--- start ---

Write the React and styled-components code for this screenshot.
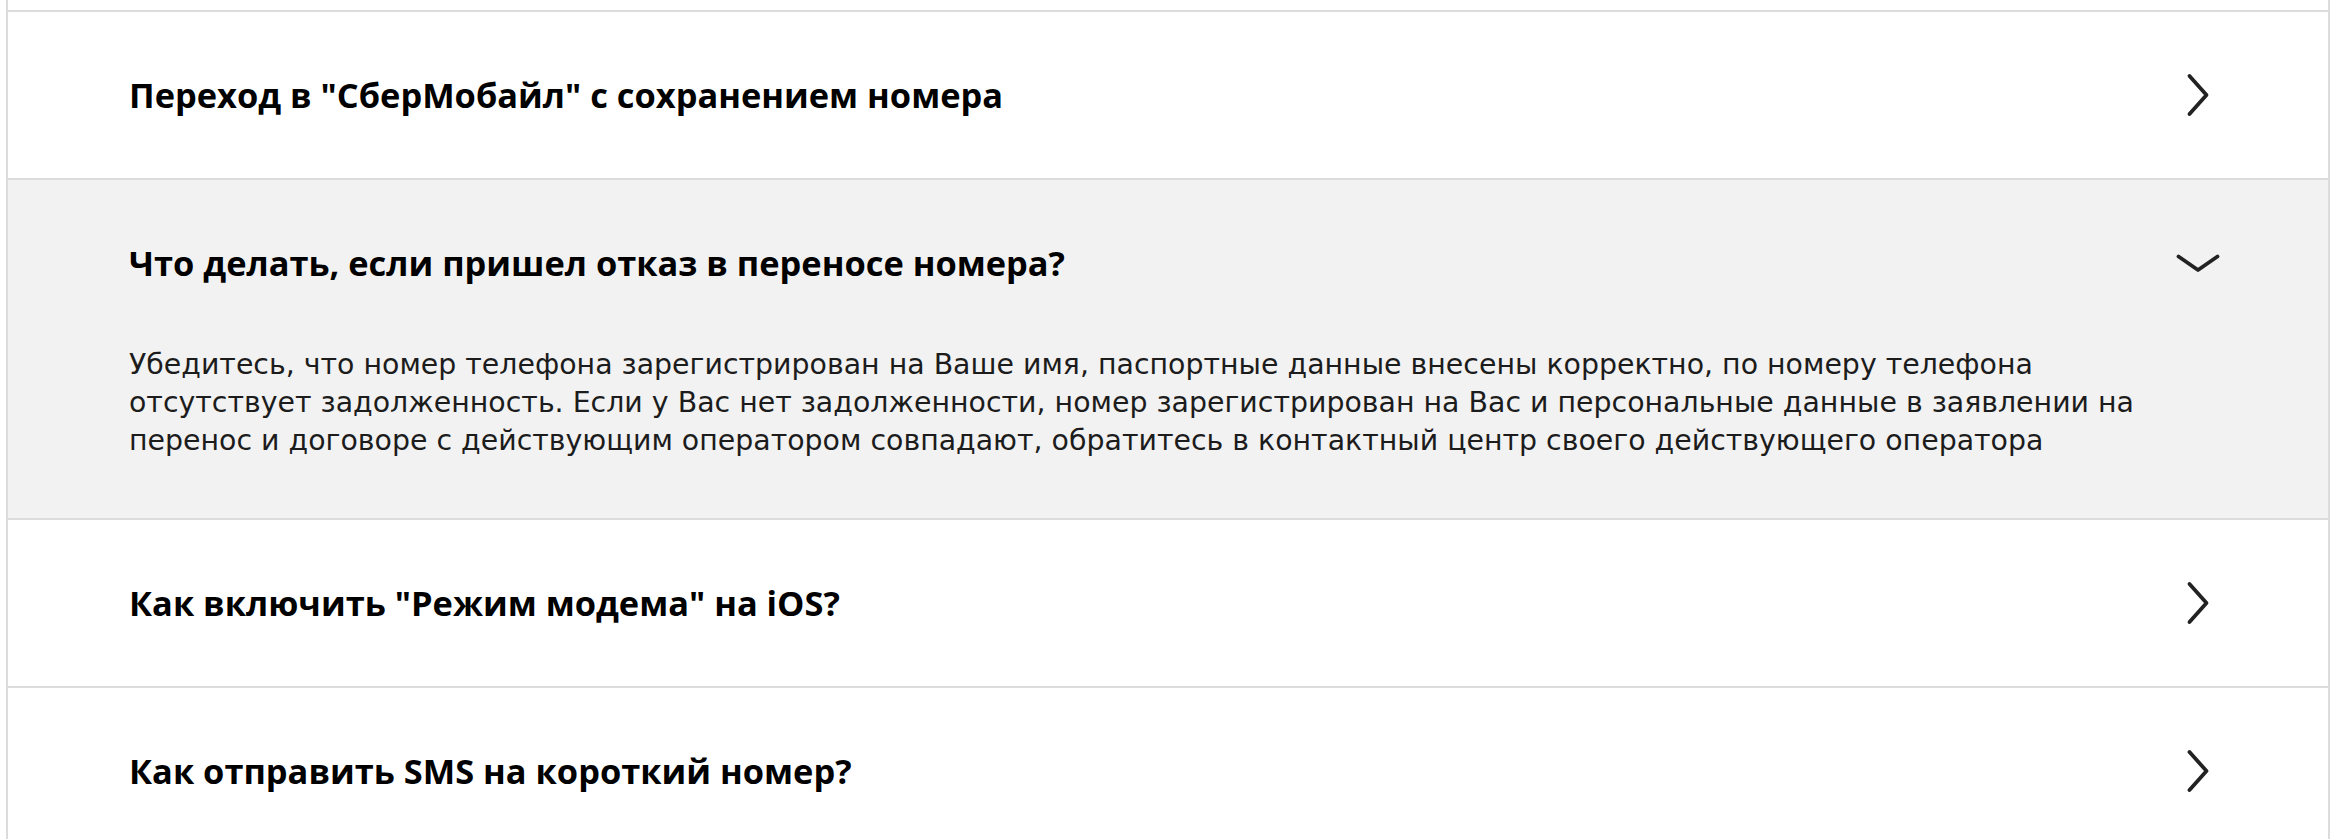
import React from "react";
import styled, { createGlobalStyle } from "styled-components";

const GlobalStyle = createGlobalStyle`
  html, body {
    margin: 0;
    background: #ffffff;
  }
  body {
    font-family: "Open Sans", "Noto Sans", sans-serif;
    color: #000000;
  }
`;

const Page = styled.div`
  padding: 0 14px 0 6px;
`;

const List = styled.div`
  border-left: 2px solid #dcdcdc;
  border-right: 2px solid #dcdcdc;
  padding-top: 10px;
`;

const Item = styled.div`
  border-top: 2px solid #dcdcdc;
  background: ${(p) => (p.open ? "#f2f2f2" : "#ffffff")};
`;

const Header = styled.div`
  display: flex;
  align-items: center;
  justify-content: space-between;
  height: 166px;
  padding: 0 106px 0 121px;
  cursor: pointer;
`;

const Title = styled.h3`
  margin: 0;
  font-family: "Open Sans", "Noto Sans", sans-serif;
  font-weight: 700;
  font-size: 34.4px;
  line-height: 46px;
  color: #000000;
`;

const Body = styled.p`
  margin: 0;
  padding: 0 172px 58px 121px;
  font-family: "DejaVu Sans", "Noto Sans", sans-serif;
  font-size: 28.4px;
  line-height: 38px;
  color: #1c1c1c;
`;

const Chevron = ({ open }) => (
  <svg width="48" height="48" viewBox="0 0 48 48" fill="none">
    <path
      d={open ? "M4.5 17.5 L24 31 L43.5 17.5" : "M15.5 5 L32.5 24 L15.5 43"}
      stroke="#222222"
      strokeWidth="3.8"
      strokeLinecap="round"
      strokeLinejoin="round"
    />
  </svg>
);

const items = [
  { title: 'Переход в "СберМобайл" с сохранением номера' },
  {
    title: "Что делать, если пришел отказ в переносе номера?",
    text:
      "Убедитесь, что номер телефона зарегистрирован на Ваше имя, паспортные данные внесены корректно, по номеру телефона отсутствует задолженность. Если у Вас нет задолженности, номер зарегистрирован на Вас и персональные данные в заявлении на перенос и договоре с действующим оператором совпадают, обратитесь в контактный центр своего действующего оператора",
    open: true,
  },
  { title: 'Как включить "Режим модема" на iOS?' },
  { title: "Как отправить SMS на короткий номер?" },
];

export default function App() {
  return (
    <Page>
      <GlobalStyle />
      <List>
        {items.map((item) => (
          <Item key={item.title} open={item.open}>
            <Header>
              <Title>{item.title}</Title>
              <Chevron open={item.open} />
            </Header>
            {item.open && <Body>{item.text}</Body>}
          </Item>
        ))}
      </List>
    </Page>
  );
}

--- end ---

## What is asked:
Your task is an exact transcription of all the data, minus the pictures.

## Response to this task:
Write the React and styled-components code for this screenshot.
import React from "react";
import styled, { createGlobalStyle } from "styled-components";

const GlobalStyle = createGlobalStyle`
  html, body {
    margin: 0;
    background: #ffffff;
  }
  body {
    font-family: "Open Sans", "Noto Sans", sans-serif;
    color: #000000;
  }
`;

const Page = styled.div`
  padding: 0 14px 0 6px;
`;

const List = styled.div`
  border-left: 2px solid #dcdcdc;
  border-right: 2px solid #dcdcdc;
  padding-top: 10px;
`;

const Item = styled.div`
  border-top: 2px solid #dcdcdc;
  background: ${(p) => (p.open ? "#f2f2f2" : "#ffffff")};
`;

const Header = styled.div`
  display: flex;
  align-items: center;
  justify-content: space-between;
  height: 166px;
  padding: 0 106px 0 121px;
  cursor: pointer;
`;

const Title = styled.h3`
  margin: 0;
  font-family: "Open Sans", "Noto Sans", sans-serif;
  font-weight: 700;
  font-size: 34.4px;
  line-height: 46px;
  color: #000000;
`;

const Body = styled.p`
  margin: 0;
  padding: 0 172px 58px 121px;
  font-family: "DejaVu Sans", "Noto Sans", sans-serif;
  font-size: 28.4px;
  line-height: 38px;
  color: #1c1c1c;
`;

const Chevron = ({ open }) => (
  <svg width="48" height="48" viewBox="0 0 48 48" fill="none">
    <path
      d={open ? "M4.5 17.5 L24 31 L43.5 17.5" : "M15.5 5 L32.5 24 L15.5 43"}
      stroke="#222222"
      strokeWidth="3.8"
      strokeLinecap="round"
      strokeLinejoin="round"
    />
  </svg>
);

const items = [
  { title: 'Переход в "СберМобайл" с сохранением номера' },
  {
    title: "Что делать, если пришел отказ в переносе номера?",
    text:
      "Убедитесь, что номер телефона зарегистрирован на Ваше имя, паспортные данные внесены корректно, по номеру телефона отсутствует задолженность. Если у Вас нет задолженности, номер зарегистрирован на Вас и персональные данные в заявлении на перенос и договоре с действующим оператором совпадают, обратитесь в контактный центр своего действующего оператора",
    open: true,
  },
  { title: 'Как включить "Режим модема" на iOS?' },
  { title: "Как отправить SMS на короткий номер?" },
];

export default function App() {
  return (
    <Page>
      <GlobalStyle />
      <List>
        {items.map((item) => (
          <Item key={item.title} open={item.open}>
            <Header>
              <Title>{item.title}</Title>
              <Chevron open={item.open} />
            </Header>
            {item.open && <Body>{item.text}</Body>}
          </Item>
        ))}
      </List>
    </Page>
  );
}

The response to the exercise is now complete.